= Nunca menos =

Argentine political commercial

Nunca menos ("Never less") is a 2011 Argentine political campaign television commercial, made in support of Néstor Kirchner, who died in 2010. It also supports the government of Cristina Fernández de Kirchner, who was reelected for a second term in the 2011 Argentine general election.

==Development==
The commercial was developed three months after the death and state funeral of Néstor Kirchner. The lyrics were written by Horacio Bouchoux, and the video includes 120 singers. The video features musician Horacio Fontova, legislators Eric Calcagno and Ariel Pasini, actors like Víctor Laplace, Gustavo Garzón and Lito Cruz, and organizations such as "Descamisados" and "Negros de mierda"[sic]. The copyright of the song was given to the youth organization The Cámpora.

==Political controversy==
The Radical Civic Union (UCR) considers the commercial a violation of the law that regulates the political campaign. The law authorizes political commercials only during a certain time period, at television timeouts determined by the government (the purchase of advertisement time to host such commercials is not allowed), and within a defined time length. The government, however, has no restrictions in promoting government actions, educative, artistic or cultural works.
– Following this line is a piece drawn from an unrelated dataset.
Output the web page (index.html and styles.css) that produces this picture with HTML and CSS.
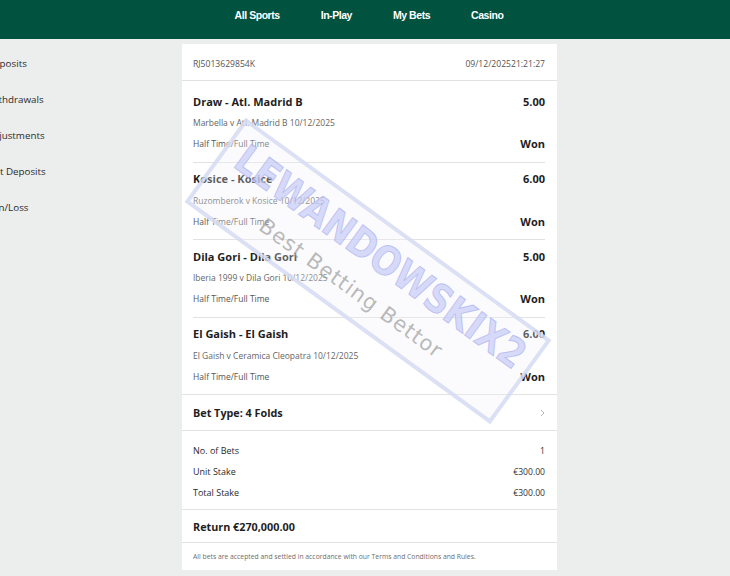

The UCR considers that the "Nunca Menos" commercial can not be considered within the allowable exceptions, and that it is a clear act of forbidden proselitism, with an undeniable identification with the Kirchnerist political party, a misuse of the state treasury, seen as electoral campaign by all people, and not following any applicable laws. As a result, the UCR filled a writ of amparo against the commercial.

==Criticism==
The video was criticised by journalist Ernesto Tenembaum because of not following the usual standards of political commercials: rather than highlighting positive aspects of the Kirchner administration, it focuses on negative things, without encouraging a will of improvement. The "Nunca menos" slogan thus becomes similar to a "this is better than nothing" slogan. The unusual length of the commercial, more than four minutes, goes against usual television standards for commercials, and may alienate independent voters against the government.